Il medico Antonio Tavormina, in organico presso il reparto di Chirurgia dell’Ospedale “Vittorio Emanuele II” di Castelvetrano, è stato il primo medico del nosocomio del Belìce ad aver contratto il Covid-19. Da alcune settimane si trova ricoverato presso il reparto di Pneumologia dell’Ospedale Cervello di Palermo. Ecco la sua testimonianza.
Trascorrono i giorni e ripenso ai momenti difficili. Quella che ho vissuto è stata un’esperienza dura, la più pesante della mia vita da uomo e da medico. Un’esperienza che, sicuramente, mi ha segnato e che mi lascerà indelebile la sensazione di caducità della vita. Da medico più volte ho affrontato la sofferenza altrui, ma viverla da questo lato, da paziente, è un’altra cosa. Ognuno di noi in famiglia, nella nostra storia, ha avuto momenti in cui siamo stati pazienti, familiari di pazienti, ma sicuramente vivere in prima persona un momento di annullamento completo fisico e mentale, con la consapevolezza precisa degli avvenimenti che si stanno verificando dentro di te, è un’altra cosa.
Avere avuto la percezione di essere stato a un attimo dall’essere intubato, ha chiaramente lasciato per sempre un segno nella mia vita. Ed è un segno che, sicuramente, mi porterà a rivedere le priorità e le cose importanti dell’esistenza. Ma non solo. Perchè, altrettanto certamente, mi porterà ad affrontare la mia professione in maniera pi. determinata e seria. Il medico deve comprendere quelle che sono le necessità del paziente e, certe volte, essere dalla sua parte, come lui, ti aiuta sicuramente e cambia l’approccio con il malato. La disciplina, la correttezza di comportamento e la professionalità, ma anche il distacco che metti nella tua professione, sono garanzia di valutazioni e di modi di affrontare le necessità di chi hai di fronte nell’interesse del paziente stesso.
Sia noi medici che i pazienti siamo uomini. Persone fatte di carne e ossa, di sentimenti, di emozioni e anche di debolezze. Essere un buon medico significa, a mio modo di vedere, riuscire a offrire al paziente la migliore delle soluzioni nell’ambito anche di una vicinanza psicologica che lo possa rassicurare. Il rapporto medico-paziente deve essere un rapporto reciproco di rispetto e il medico deve averlo dell’essere umano che soffre, perché la sofferenza umana è il massimo della debolezza a cui si puà andare incontro nella vita. Questa va tenuta in debita considerazione nelle paure e nelle incertezze di chi, fino al giorno prima si sentiva invincibile e il giorno dopo si sente sul baratro. Ecco, questa è stata la mia sensazione in quest’esperienza vissuta a rapporto col Covid-19, dalla quale ora sto uscendo per tornare a vivere. Nessun medico la mattina si reca al lavoro per danneggiare un paziente.

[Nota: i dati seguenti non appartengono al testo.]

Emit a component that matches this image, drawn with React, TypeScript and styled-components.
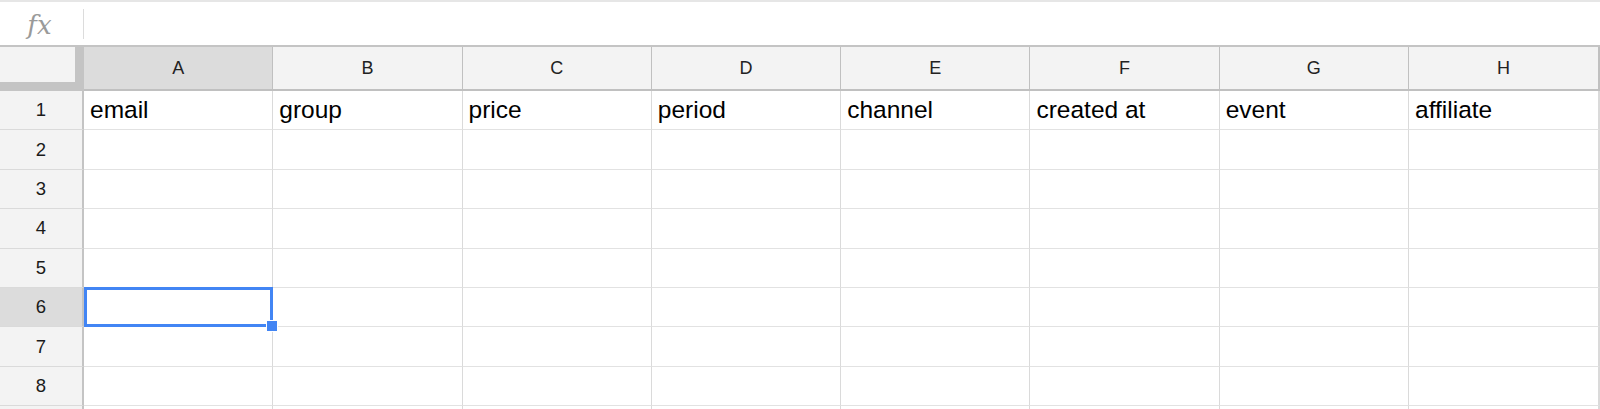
import { Fragment } from 'react';
import styled, { createGlobalStyle } from 'styled-components';

const GlobalStyle = createGlobalStyle`
  html, body {
    margin: 0;
    padding: 0;
    height: 409px;
    overflow: hidden;
    background: #fff;
    font-family: "Liberation Sans", Arial, sans-serif;
  }
`;

const columns = ['A', 'B', 'C', 'D', 'E', 'F', 'G', 'H'];
const headers = ['email', 'group', 'price', 'period', 'channel', 'created at', 'event', 'affiliate'];
// row 9 only peeks in at the bottom edge, so it shows no number
const rowCount = 9;
const visibleRows = 8;
const selected = { row: 6, col: 0 };

const FormulaBar = styled.div`
  height: 43px;
  border-top: 2px solid #e6e6e6;
  border-bottom: 2px solid #c4c4c4;
  display: flex;
  align-items: center;
`;

const FxLabel = styled.div`
  width: 83px;
  display: flex;
  justify-content: center;
  align-items: center;
  align-self: stretch;
`;

const FxText = styled.span`
  font-family: "DejaVu Serif", "Liberation Serif", serif;
  font-style: italic;
  font-size: 26px;
  letter-spacing: 0;
  color: #9a9a9a;
  margin: 2px 4px 0 0;
`;

const Divider = styled.div`
  width: 1px;
  height: 30px;
  background: #dcdcdc;
`;

const Sheet = styled.div`
  display: grid;
  width: 1600px;
  grid-template-columns: 84px repeat(7, 1fr) 191px;
  grid-template-rows: 44px;
  grid-auto-rows: 39.4px;
`;

const Corner = styled.div`
  background: #f3f3f3;
  border-right: 9px solid #c4c4c4;
  border-bottom: 9px solid #c4c4c4;
`;

const ColHeader = styled.div<{ $active?: boolean; $last?: boolean }>`
  background: ${({ $active }) => ($active ? '#dcdcdc' : '#f3f3f3')};
  border-right: ${({ $last }) => ($last ? 2 : 1)}px solid #c0c0c0;
  border-bottom: 2px solid #c0c0c0;
  display: flex;
  align-items: center;
  justify-content: center;
  font-size: 18px;
  color: #222;
`;

const RowHeader = styled.div<{ $active?: boolean }>`
  background: ${({ $active }) => ($active ? '#dcdcdc' : '#f3f3f3')};
  border-right: 2px solid #c4c4c4;
  border-bottom: 1px solid #dadada;
  display: flex;
  align-items: center;
  justify-content: center;
  font-size: 18.5px;
  color: #1a1a1a;
`;

const Cell = styled.div<{ $last?: boolean; $selected?: boolean }>`
  position: relative;
  z-index: ${({ $selected }) => ($selected ? 2 : 'auto')};
  background: #fff;
  border-right: ${({ $last }) => ($last ? 2 : 1)}px solid #dadada;
  border-bottom: 1px solid #e2e2e2;
  display: flex;
  align-items: flex-end;
  padding: 0 6px 5px;
  font-size: 24.5px;
  color: #000;
  white-space: nowrap;
`;

const Selection = styled.div`
  position: absolute;
  top: -1px;
  left: 0;
  right: -1px;
  bottom: -1px;
  border: 3px solid #4285f4;
  pointer-events: none;
`;

const Handle = styled.div`
  position: absolute;
  right: -8px;
  bottom: -8px;
  width: 10px;
  height: 10px;
  background: #4285f4;
  border: 1px solid #fff;
`;

export default function App() {
  const rows = Array.from({ length: rowCount }, (_, i) => i + 1);
  return (
    <>
      <GlobalStyle />
      <FormulaBar>
        <FxLabel>
          <FxText>fx</FxText>
        </FxLabel>
        <Divider />
      </FormulaBar>
      <Sheet>
        <Corner />
        {columns.map((c, i) => (
          <ColHeader key={c} $active={i === selected.col} $last={i === columns.length - 1}>
            {c}
          </ColHeader>
        ))}
        {rows.map((r) => (
          <Fragment key={r}>
            <RowHeader $active={r === selected.row}>{r <= visibleRows ? r : ''}</RowHeader>
            {columns.map((c, i) => {
              const isSel = r === selected.row && i === selected.col;
              return (
                <Cell key={c} $last={i === columns.length - 1} $selected={isSel}>
                  {r === 1 ? headers[i] : ''}
                  {isSel && (
                    <Selection>
                      <Handle />
                    </Selection>
                  )}
                </Cell>
              );
            })}
          </Fragment>
        ))}
      </Sheet>
    </>
  );
}
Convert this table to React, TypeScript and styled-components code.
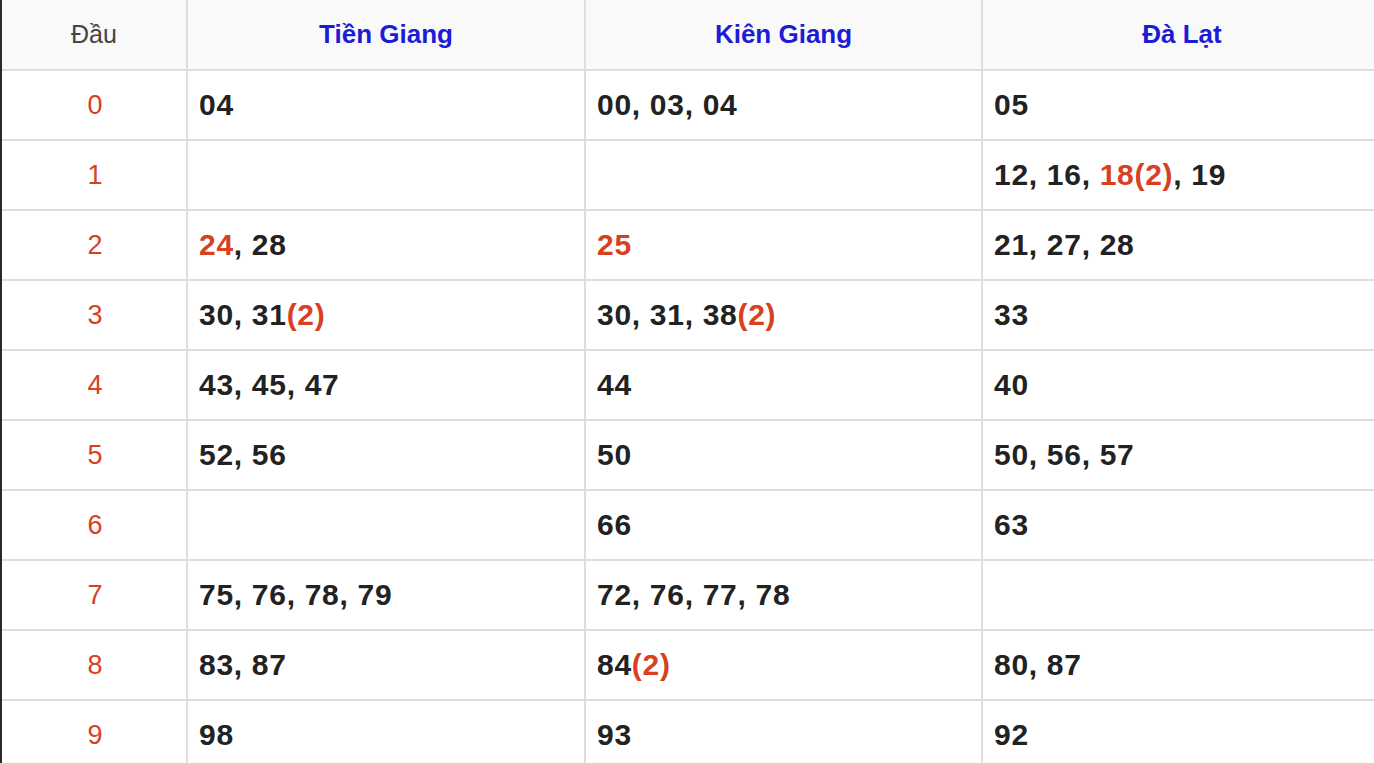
import React from "react";
import styled, { createGlobalStyle } from "styled-components";

const Global = createGlobalStyle`
  html, body { margin: 0; padding: 0; background: #fff; overflow: hidden; }
  body { font-family: "Liberation Sans", Arial, Helvetica, sans-serif; }
`;

const Page = styled.div`
  width: 1374px;
  height: 763px;
  overflow: hidden;
  border-left: 2px solid #2a2a2a;
  box-sizing: border-box;
`;

const Table = styled.table`
  border-collapse: collapse;
  table-layout: fixed;
  width: 1379px;
`;

const HeadCell = styled.th<{ $first?: boolean }>`
  height: 69px;
  padding: 0;
  background: #f9f9f9;
  border-right: 2px solid #dedede;
  border-bottom: 2px solid #dedede;
  text-align: center;
  vertical-align: middle;
  font-size: ${(p) => (p.$first ? 25 : 26)}px;
  font-weight: ${(p) => (p.$first ? 400 : 700)};
  color: ${(p) => (p.$first ? "#444" : "#1c1cd6")};
  &:last-child { border-right: none; }
`;

const HeadCol = styled.col<{ $w: number }>`
  width: ${(p) => p.$w}px;
`;

const Row = styled.tr``;

const KeyCell = styled.td`
  height: 68px;
  padding: 0 0 0 2px;
  border-right: 2px solid #dedede;
  border-bottom: 2px solid #dedede;
  text-align: center;
  vertical-align: middle;
  font-size: 27px;
  color: #d8401f;
`;

const ValueCell = styled.td`
  height: 68px;
  padding: 0 10px 0 11px;
  border-right: 2px solid #dedede;
  border-bottom: 2px solid #dedede;
  vertical-align: middle;
  font-size: 30px;
  font-weight: 700;
  letter-spacing: 0.7px;
  color: #222;
  white-space: nowrap;
  &:last-child { border-right: none; }
`;

const Hot = styled.span`
  color: #d8401f;
`;

type Item = { n: string; hot?: boolean; count?: number };

const parse = (s: string): Item[] =>
  s
    ? s.split(",").map((t) => {
        const x = t.trim();
        const m = x.match(/^(\*?)(\d+)(?:\((\d)\))?$/);
        return { n: m![2], hot: m![1] === "*", count: m![3] ? Number(m![3]) : undefined };
      })
    : [];

const data: [string, string, string][] = [
  ["04", "00, 03, 04", "05"],
  ["", "", "12, 16, *18(2), 19"],
  ["*24, 28", "*25", "21, 27, 28"],
  ["30, 31(2)", "30, 31, 38(2)", "33"],
  ["43, 45, 47", "44", "40"],
  ["52, 56", "50", "50, 56, 57"],
  ["", "66", "63"],
  ["75, 76, 78, 79", "72, 76, 77, 78", ""],
  ["83, 87", "84(2)", "80, 87"],
  ["98", "93", "92"],
];

const Values: React.FC<{ text: string }> = ({ text }) => {
  const items = parse(text);
  return (
    <>
      {items.map((it, i) => (
        <React.Fragment key={i}>
          {i > 0 && ", "}
          {it.hot ? (
            <Hot>
              {it.n}
              {it.count ? `(${it.count})` : ""}
            </Hot>
          ) : (
            <>
              {it.n}
              {it.count ? <Hot>({it.count})</Hot> : null}
            </>
          )}
        </React.Fragment>
      ))}
    </>
  );
};

export default function App() {
  return (
    <>
      <Global />
      <Page>
        <Table>
          <colgroup>
            <HeadCol $w={185} />
            <HeadCol $w={398} />
            <HeadCol $w={397} />
            <HeadCol $w={399} />
          </colgroup>
          <thead>
            <tr>
              <HeadCell $first>Đầu</HeadCell>
              <HeadCell>Tiền Giang</HeadCell>
              <HeadCell>Kiên Giang</HeadCell>
              <HeadCell>Đà Lạt</HeadCell>
            </tr>
          </thead>
          <tbody>
            {data.map((r, i) => (
              <Row key={i}>
                <KeyCell>{i}</KeyCell>
                {r.map((c, j) => (
                  <ValueCell key={j}>
                    <Values text={c} />
                  </ValueCell>
                ))}
              </Row>
            ))}
          </tbody>
        </Table>
      </Page>
    </>
  );
}
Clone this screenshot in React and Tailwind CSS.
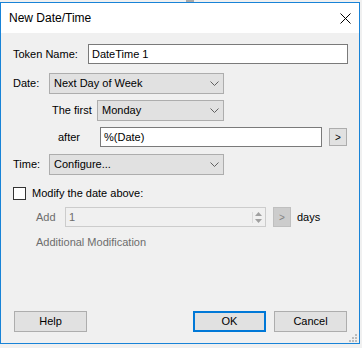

Ma il corpo umano, la medicina, non sono una scienza esatta. Le variabili sono cos. tante e richiedono valutazioni opportune. In questa esperienza che sto vivendo in un letto dell’Ospedale “Cervello” di Palermo, ho potuto apprezzare veramente lo spirito di un gruppo di persone che lavorano col sorriso sulle labbra, 12 ore al giorno, sempre vestite con una tuta protettiva, senza potere bere, mangiare, telefonare a casa. Operatori sanitari che, quando tornano a casa, non possono riabbracciare i propri cari, perché non sanno se li mettono a rischio, e così sono costretti a stare in una stanza isolati, nel timore di poter danneggiare i propri affetti. Questa esperienza mi ha segnato profondamente ed è sicuramente una chiave di volta della mia vita umana e professionale.
Sarà il giro di boa per un approccio più sensibile alle persone che mi trovo davanti, ma sicuramente più determinato, serio e intransigente negli errori, nella superficialità e nella pochezza di miei colleghi che potrà, forse, incontrare in futuro. Perchè il bene supremo della vita va tutelato; e va tutelato al massimo delle nostre possibilità e capacità. Quando ci poniamo di fronte alle persone, ricordiamoci che sono creature umane. E per loro non possiamo che, umilmente, avere rispetto.